GIVEN INFORMATION:
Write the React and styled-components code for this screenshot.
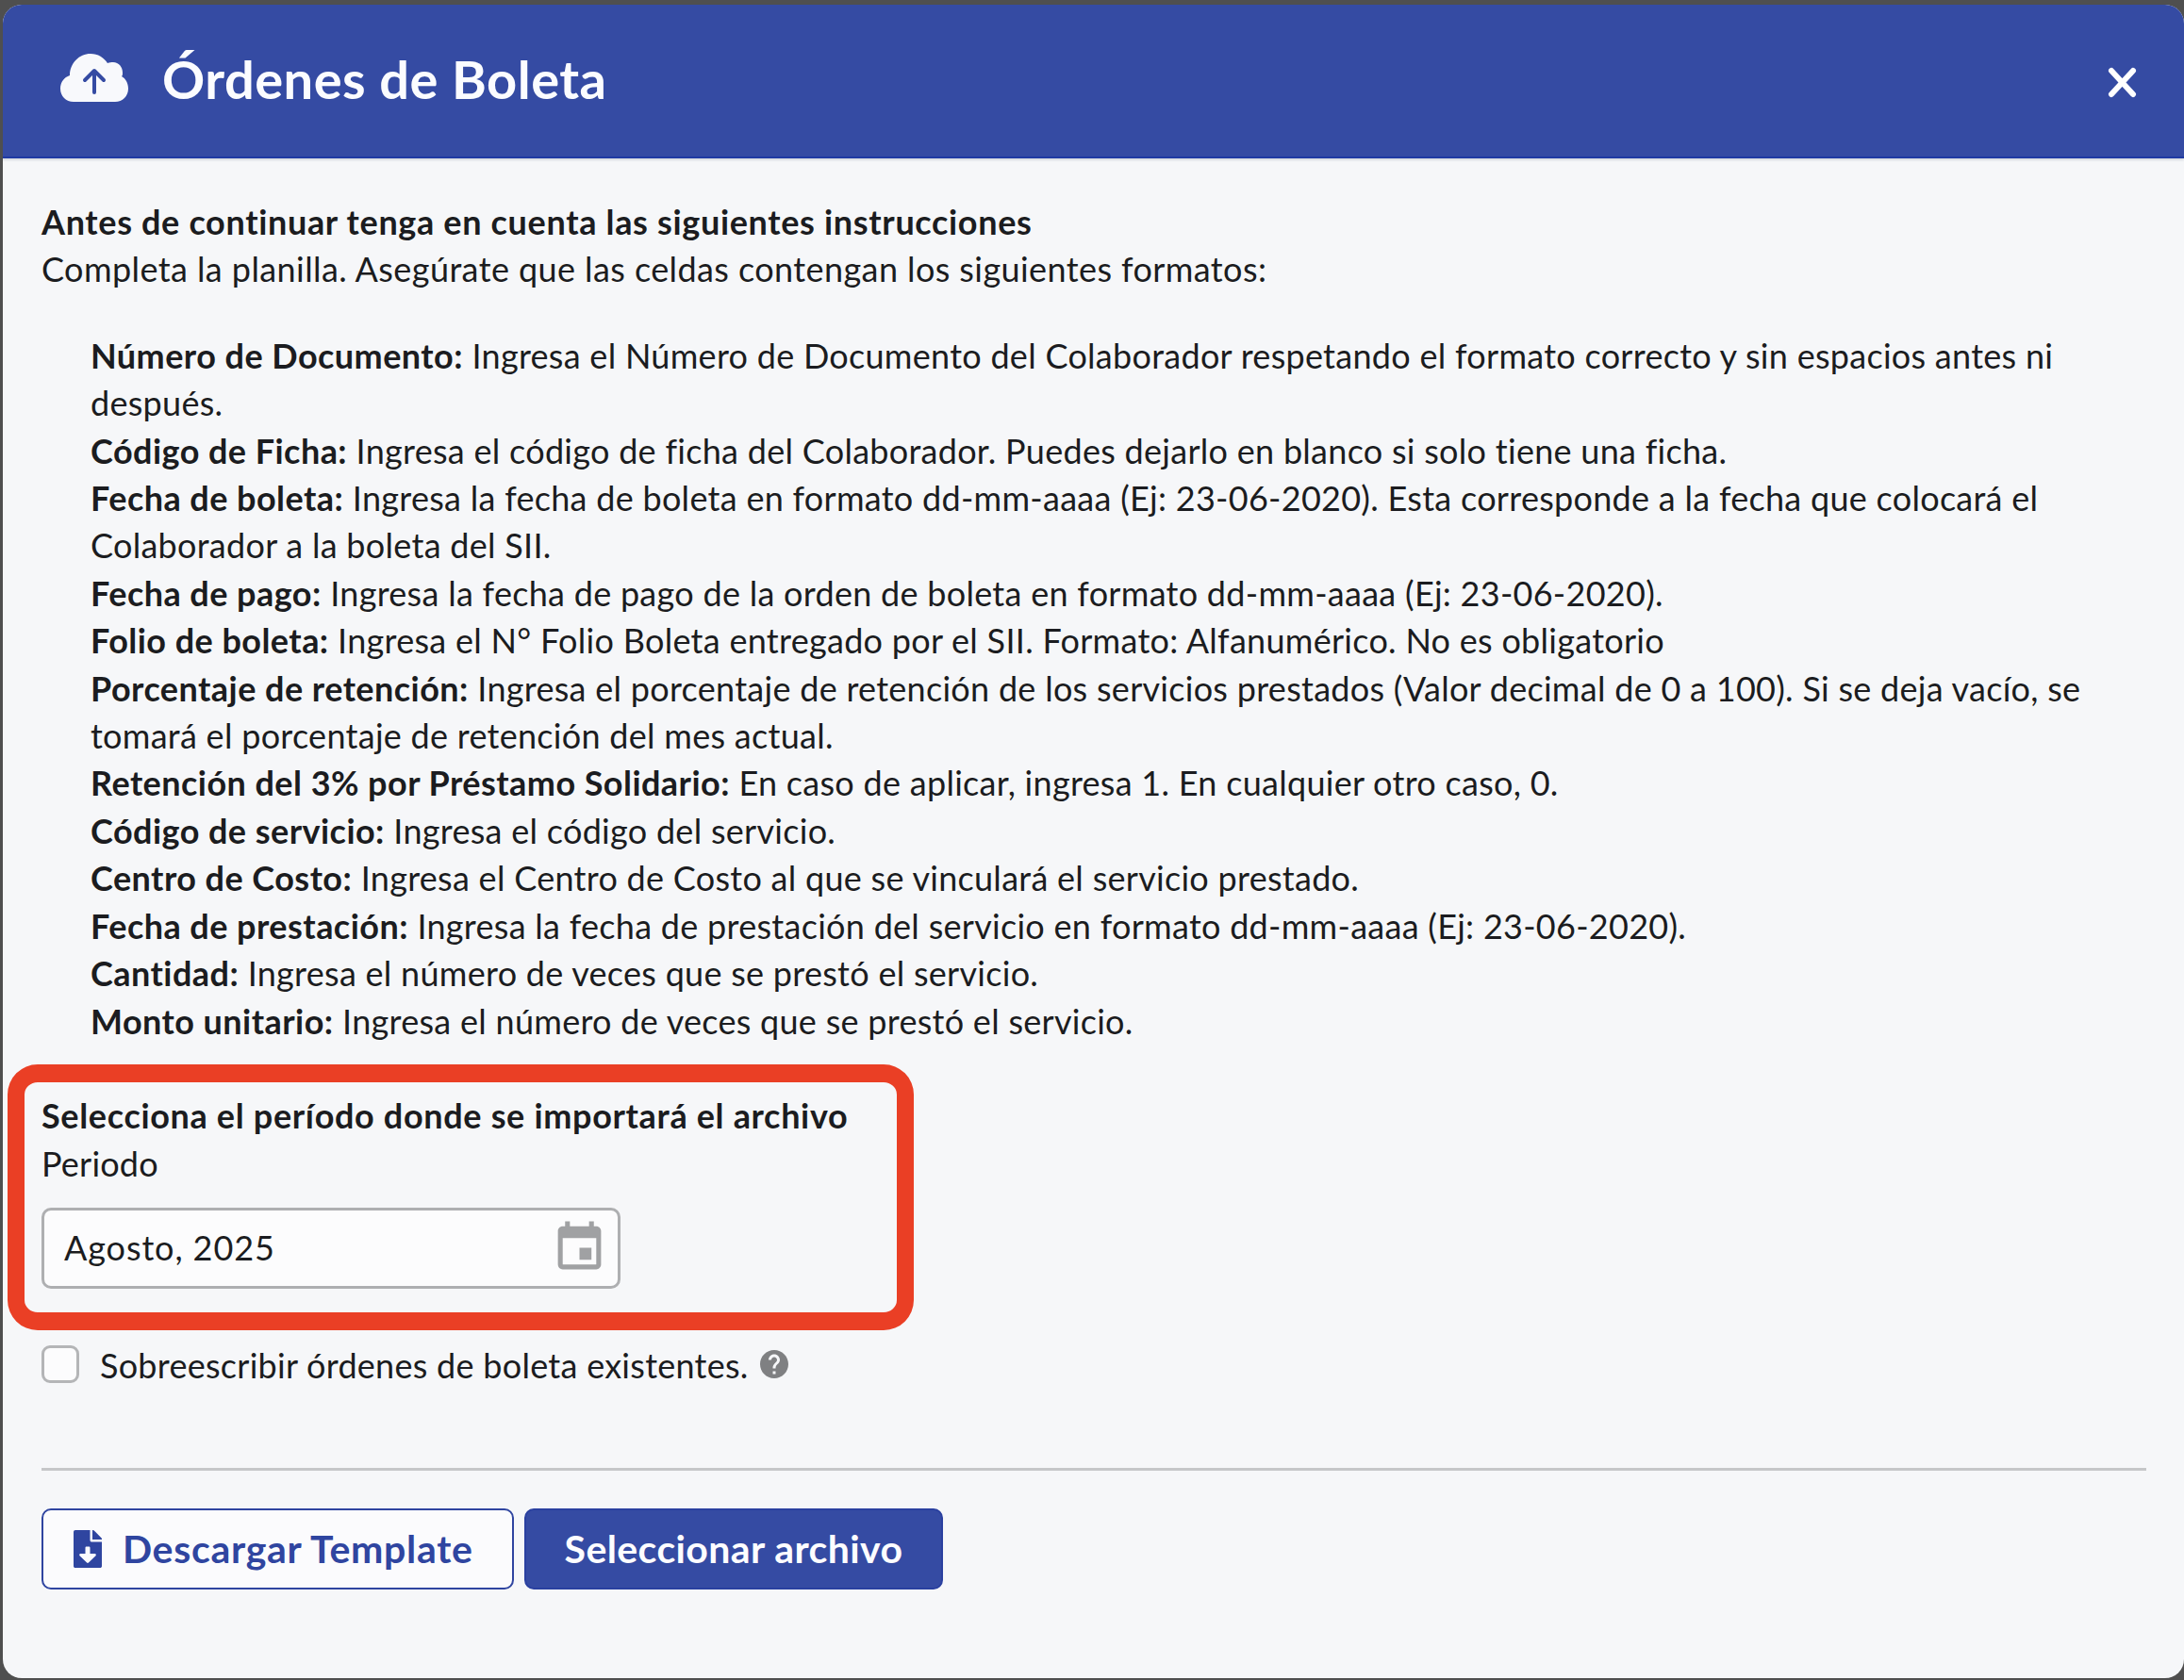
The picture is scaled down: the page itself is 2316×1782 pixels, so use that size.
import React from 'react';
import styled, { createGlobalStyle } from 'styled-components';
import { MdEvent, MdHelp } from 'react-icons/md';
import { FaFileDownload } from 'react-icons/fa';

const GlobalStyle = createGlobalStyle`
  * {
    box-sizing: border-box;
  }
  html,
  body {
    margin: 0;
    padding: 0;
    background: #4f4f4f;
  }
  body {
    font-family: 'Lato', 'Noto Sans', sans-serif;
    color: #1b1c20;
  }
`;

const instructions = [
  ['Número de Documento:', 'Ingresa el Número de Documento del Colaborador respetando el formato correcto y sin espacios antes ni después.'],
  ['Código de Ficha:', 'Ingresa el código de ficha del Colaborador. Puedes dejarlo en blanco si solo tiene una ficha.'],
  ['Fecha de boleta:', 'Ingresa la fecha de boleta en formato dd-mm-aaaa (Ej: 23-06-2020). Esta corresponde a la fecha que colocará el Colaborador a la boleta del SII.'],
  ['Fecha de pago:', 'Ingresa la fecha de pago de la orden de boleta en formato dd-mm-aaaa (Ej: 23-06-2020).'],
  ['Folio de boleta:', 'Ingresa el N° Folio Boleta entregado por el SII. Formato: Alfanumérico. No es obligatorio'],
  ['Porcentaje de retención:', 'Ingresa el porcentaje de retención de los servicios prestados (Valor decimal de 0 a 100). Si se deja vacío, se tomará el porcentaje de retención del mes actual.'],
  ['Retención del 3% por Préstamo Solidario:', 'En caso de aplicar, ingresa 1. En cualquier otro caso, 0.'],
  ['Código de servicio:', 'Ingresa el código del servicio.'],
  ['Centro de Costo:', 'Ingresa el Centro de Costo al que se vinculará el servicio prestado.'],
  ['Fecha de prestación:', 'Ingresa la fecha de prestación del servicio en formato dd-mm-aaaa (Ej: 23-06-2020).'],
  ['Cantidad:', 'Ingresa el número de veces que se prestó el servicio.'],
  ['Monto unitario:', 'Ingresa el número de veces que se prestó el servicio.'],
];

const App = () => {
  return (
    <>
      <GlobalStyle />
      <Page>
        <Modal>
          <Header>
            <CloudIcon viewBox='0 0 72 51'>
              <path
                fill='#f8f9fc'
                d='M14 51C6 51 0 45 0 37c0-7 4-12 10-14C10 10 20 0 32 0c8 0 14 4 18 10 2-1 4-1 6-1 6 0 10 5 10 11 0 2 0 3-1 4 4 2 7 7 7 13 0 8-6 14-14 14z'
              />
              <path
                fill='none'
                stroke='#354ba3'
                strokeWidth='4'
                strokeLinecap='round'
                strokeLinejoin='round'
                d='M36 41V19M26 28l10-10 10 10'
              />
            </CloudIcon>
            <Title>Órdenes de Boleta</Title>
            <CloseButton aria-label='Cerrar'>
              <svg viewBox='0 0 31 33' width='31' height='33'>
                <path
                  stroke='#fff'
                  strokeWidth='6'
                  strokeLinecap='round'
                  d='M4 4l23 25M27 4L4 29'
                />
              </svg>
            </CloseButton>
          </Header>
          <Body>
            <Line $bold>Antes de continuar tenga en cuenta las siguientes instrucciones</Line>
            <Line>Completa la planilla. Asegúrate que las celdas contengan los siguientes formatos:</Line>
            <List>
              {instructions.map(([label, text]) => (
                <ListLine key={label}>
                  <strong>{label}</strong> {text}
                </ListLine>
              ))}
            </List>
            <Highlight>
              <Line $bold>Selecciona el período donde se importará el archivo</Line>
              <FieldLabel>Periodo</FieldLabel>
              <DateInput>
                <InputValue>Agosto, 2025</InputValue>
                <MdEvent size={61} color='#a0a1a3' />
              </DateInput>
            </Highlight>
            <CheckRow>
              <Checkbox />
              <CheckLabel>Sobreescribir órdenes de boleta existentes.</CheckLabel>
              <MdHelp size={36} color='#7f8082' />
            </CheckRow>
            <Divider />
            <Actions>
              <Button>
                <FaFileDownload size={40} />
                Descargar Template
              </Button>
              <Button $primary>Seleccionar archivo</Button>
            </Actions>
          </Body>
        </Modal>
      </Page>
    </>
  );
};

const Page = styled.div`
  height: 1782px;
  padding: 5px 0 2px 3px;
  overflow: hidden;
`;

const Modal = styled.section`
  height: 100%;
  background: #f6f7f9;
  border-radius: 20px;
  overflow: hidden;
`;

const Header = styled.header`
  height: 163px;
  padding: 3px 50px 0 61px;
  display: flex;
  align-items: center;
  background: #354ba3;
  border-bottom: 2px solid #1f3aa3;
  box-shadow: 0 2px 2px #d6d9df;
`;

const CloudIcon = styled.svg`
  width: 72px;
  height: 51px;
  margin-bottom: 9px;
  flex: none;
`;

const Title = styled.h1`
  margin: 0 0 7px 36px;
  flex: 1;
  font-size: 56px;
  line-height: 66px;
  font-weight: 700;
  letter-spacing: 0.5px;
  color: #fbfcff;
`;

const CloseButton = styled.button`
  padding: 0;
  border: none;
  background: transparent;
  display: flex;
`;

const Body = styled.div`
  padding: 42px 40px 0 41px;
`;

const Line = styled.div`
  font-size: 36px;
  line-height: 50.4px;
  letter-spacing: ${(props) => (props.$bold ? '0.66px' : '0.41px')};
  font-weight: ${(props) => (props.$bold ? 700 : 400)};
`;

const ListLine = styled(Line)`
  letter-spacing: 0.28px;
  strong {
    font-weight: 700;
    letter-spacing: 0.45px;
  }
`;

const FieldLabel = styled(Line)`
  margin-top: 1px;
  letter-spacing: 0.2px;
`;

const List = styled.div`
  margin-top: 41px;
  padding-left: 52px;
`;

const Highlight = styled.div`
  width: 961px;
  height: 282px;
  margin: 21px 0 0 -36px;
  padding: 10px 0 0 18px;
  border: 18px solid #ea3f25;
  border-width: 19px 18px;
  border-radius: 32px;
`;

const DateInput = styled.div`
  width: 614px;
  height: 86px;
  margin-top: 21px;
  padding: 0 10px 0 21px;
  display: flex;
  align-items: center;
  justify-content: space-between;
  background: #fcfcfd;
  border: 3px solid #aeafb1;
  border-radius: 10px;
  font-size: 36px;
  letter-spacing: 0.9px;
`;

const InputValue = styled.span`
  margin-bottom: 2px;
`;

const CheckRow = styled.div`
  margin-top: 16px;
  height: 40px;
  display: flex;
  align-items: center;
`;

const Checkbox = styled.span`
  width: 40px;
  height: 40px;
  flex: none;
  background: #fcfcfd;
  border: 3px solid #b4b5b7;
  border-radius: 9px;
`;

const CheckLabel = styled.span`
  margin: 2px 9px 0 22px;
  font-size: 36px;
  letter-spacing: 0.27px;
`;

const Divider = styled.hr`
  margin: 90px 0 0;
  border: none;
  border-top: 3px solid #c6c7c9;
`;

const Actions = styled.div`
  margin-top: 40px;
  display: flex;
  gap: 11px;
`;

const Button = styled.button`
  height: 86px;
  width: ${(props) => (props.$primary ? '444px' : '501px')};
  padding: ${(props) => (props.$primary ? '0' : '0 0 0 27px')};
  display: flex;
  align-items: center;
  justify-content: ${(props) => (props.$primary ? 'center' : 'flex-start')};
  gap: 17px;
  font-family: inherit;
  font-size: 41px;
  letter-spacing: ${(props) => (props.$primary ? '0.4px' : '0.7px')};
  font-weight: 700;
  color: ${(props) => (props.$primary ? '#fdfdff' : '#2f45a0')};
  background: ${(props) => (props.$primary ? '#354ba3' : '#fbfbfd')};
  border: 2px solid ${(props) => (props.$primary ? '#2a40a0' : '#2f45a0')};
  border-radius: 10px;
`;

export default App;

YOUR OBJECTIVE: Repeat the material verbatim. Do not carry over any picture.

ANSWER TO THIS PROBLEM:
Write the React and styled-components code for this screenshot.
The picture is scaled down: the page itself is 2316×1782 pixels, so use that size.
import React from 'react';
import styled, { createGlobalStyle } from 'styled-components';
import { MdEvent, MdHelp } from 'react-icons/md';
import { FaFileDownload } from 'react-icons/fa';

const GlobalStyle = createGlobalStyle`
  * {
    box-sizing: border-box;
  }
  html,
  body {
    margin: 0;
    padding: 0;
    background: #4f4f4f;
  }
  body {
    font-family: 'Lato', 'Noto Sans', sans-serif;
    color: #1b1c20;
  }
`;

const instructions = [
  ['Número de Documento:', 'Ingresa el Número de Documento del Colaborador respetando el formato correcto y sin espacios antes ni después.'],
  ['Código de Ficha:', 'Ingresa el código de ficha del Colaborador. Puedes dejarlo en blanco si solo tiene una ficha.'],
  ['Fecha de boleta:', 'Ingresa la fecha de boleta en formato dd-mm-aaaa (Ej: 23-06-2020). Esta corresponde a la fecha que colocará el Colaborador a la boleta del SII.'],
  ['Fecha de pago:', 'Ingresa la fecha de pago de la orden de boleta en formato dd-mm-aaaa (Ej: 23-06-2020).'],
  ['Folio de boleta:', 'Ingresa el N° Folio Boleta entregado por el SII. Formato: Alfanumérico. No es obligatorio'],
  ['Porcentaje de retención:', 'Ingresa el porcentaje de retención de los servicios prestados (Valor decimal de 0 a 100). Si se deja vacío, se tomará el porcentaje de retención del mes actual.'],
  ['Retención del 3% por Préstamo Solidario:', 'En caso de aplicar, ingresa 1. En cualquier otro caso, 0.'],
  ['Código de servicio:', 'Ingresa el código del servicio.'],
  ['Centro de Costo:', 'Ingresa el Centro de Costo al que se vinculará el servicio prestado.'],
  ['Fecha de prestación:', 'Ingresa la fecha de prestación del servicio en formato dd-mm-aaaa (Ej: 23-06-2020).'],
  ['Cantidad:', 'Ingresa el número de veces que se prestó el servicio.'],
  ['Monto unitario:', 'Ingresa el número de veces que se prestó el servicio.'],
];

const App = () => {
  return (
    <>
      <GlobalStyle />
      <Page>
        <Modal>
          <Header>
            <CloudIcon viewBox='0 0 72 51'>
              <path
                fill='#f8f9fc'
                d='M14 51C6 51 0 45 0 37c0-7 4-12 10-14C10 10 20 0 32 0c8 0 14 4 18 10 2-1 4-1 6-1 6 0 10 5 10 11 0 2 0 3-1 4 4 2 7 7 7 13 0 8-6 14-14 14z'
              />
              <path
                fill='none'
                stroke='#354ba3'
                strokeWidth='4'
                strokeLinecap='round'
                strokeLinejoin='round'
                d='M36 41V19M26 28l10-10 10 10'
              />
            </CloudIcon>
            <Title>Órdenes de Boleta</Title>
            <CloseButton aria-label='Cerrar'>
              <svg viewBox='0 0 31 33' width='31' height='33'>
                <path
                  stroke='#fff'
                  strokeWidth='6'
                  strokeLinecap='round'
                  d='M4 4l23 25M27 4L4 29'
                />
              </svg>
            </CloseButton>
          </Header>
          <Body>
            <Line $bold>Antes de continuar tenga en cuenta las siguientes instrucciones</Line>
            <Line>Completa la planilla. Asegúrate que las celdas contengan los siguientes formatos:</Line>
            <List>
              {instructions.map(([label, text]) => (
                <ListLine key={label}>
                  <strong>{label}</strong> {text}
                </ListLine>
              ))}
            </List>
            <Highlight>
              <Line $bold>Selecciona el período donde se importará el archivo</Line>
              <FieldLabel>Periodo</FieldLabel>
              <DateInput>
                <InputValue>Agosto, 2025</InputValue>
                <MdEvent size={61} color='#a0a1a3' />
              </DateInput>
            </Highlight>
            <CheckRow>
              <Checkbox />
              <CheckLabel>Sobreescribir órdenes de boleta existentes.</CheckLabel>
              <MdHelp size={36} color='#7f8082' />
            </CheckRow>
            <Divider />
            <Actions>
              <Button>
                <FaFileDownload size={40} />
                Descargar Template
              </Button>
              <Button $primary>Seleccionar archivo</Button>
            </Actions>
          </Body>
        </Modal>
      </Page>
    </>
  );
};

const Page = styled.div`
  height: 1782px;
  padding: 5px 0 2px 3px;
  overflow: hidden;
`;

const Modal = styled.section`
  height: 100%;
  background: #f6f7f9;
  border-radius: 20px;
  overflow: hidden;
`;

const Header = styled.header`
  height: 163px;
  padding: 3px 50px 0 61px;
  display: flex;
  align-items: center;
  background: #354ba3;
  border-bottom: 2px solid #1f3aa3;
  box-shadow: 0 2px 2px #d6d9df;
`;

const CloudIcon = styled.svg`
  width: 72px;
  height: 51px;
  margin-bottom: 9px;
  flex: none;
`;

const Title = styled.h1`
  margin: 0 0 7px 36px;
  flex: 1;
  font-size: 56px;
  line-height: 66px;
  font-weight: 700;
  letter-spacing: 0.5px;
  color: #fbfcff;
`;

const CloseButton = styled.button`
  padding: 0;
  border: none;
  background: transparent;
  display: flex;
`;

const Body = styled.div`
  padding: 42px 40px 0 41px;
`;

const Line = styled.div`
  font-size: 36px;
  line-height: 50.4px;
  letter-spacing: ${(props) => (props.$bold ? '0.66px' : '0.41px')};
  font-weight: ${(props) => (props.$bold ? 700 : 400)};
`;

const ListLine = styled(Line)`
  letter-spacing: 0.28px;
  strong {
    font-weight: 700;
    letter-spacing: 0.45px;
  }
`;

const FieldLabel = styled(Line)`
  margin-top: 1px;
  letter-spacing: 0.2px;
`;

const List = styled.div`
  margin-top: 41px;
  padding-left: 52px;
`;

const Highlight = styled.div`
  width: 961px;
  height: 282px;
  margin: 21px 0 0 -36px;
  padding: 10px 0 0 18px;
  border: 18px solid #ea3f25;
  border-width: 19px 18px;
  border-radius: 32px;
`;

const DateInput = styled.div`
  width: 614px;
  height: 86px;
  margin-top: 21px;
  padding: 0 10px 0 21px;
  display: flex;
  align-items: center;
  justify-content: space-between;
  background: #fcfcfd;
  border: 3px solid #aeafb1;
  border-radius: 10px;
  font-size: 36px;
  letter-spacing: 0.9px;
`;

const InputValue = styled.span`
  margin-bottom: 2px;
`;

const CheckRow = styled.div`
  margin-top: 16px;
  height: 40px;
  display: flex;
  align-items: center;
`;

const Checkbox = styled.span`
  width: 40px;
  height: 40px;
  flex: none;
  background: #fcfcfd;
  border: 3px solid #b4b5b7;
  border-radius: 9px;
`;

const CheckLabel = styled.span`
  margin: 2px 9px 0 22px;
  font-size: 36px;
  letter-spacing: 0.27px;
`;

const Divider = styled.hr`
  margin: 90px 0 0;
  border: none;
  border-top: 3px solid #c6c7c9;
`;

const Actions = styled.div`
  margin-top: 40px;
  display: flex;
  gap: 11px;
`;

const Button = styled.button`
  height: 86px;
  width: ${(props) => (props.$primary ? '444px' : '501px')};
  padding: ${(props) => (props.$primary ? '0' : '0 0 0 27px')};
  display: flex;
  align-items: center;
  justify-content: ${(props) => (props.$primary ? 'center' : 'flex-start')};
  gap: 17px;
  font-family: inherit;
  font-size: 41px;
  letter-spacing: ${(props) => (props.$primary ? '0.4px' : '0.7px')};
  font-weight: 700;
  color: ${(props) => (props.$primary ? '#fdfdff' : '#2f45a0')};
  background: ${(props) => (props.$primary ? '#354ba3' : '#fbfbfd')};
  border: 2px solid ${(props) => (props.$primary ? '#2a40a0' : '#2f45a0')};
  border-radius: 10px;
`;

export default App;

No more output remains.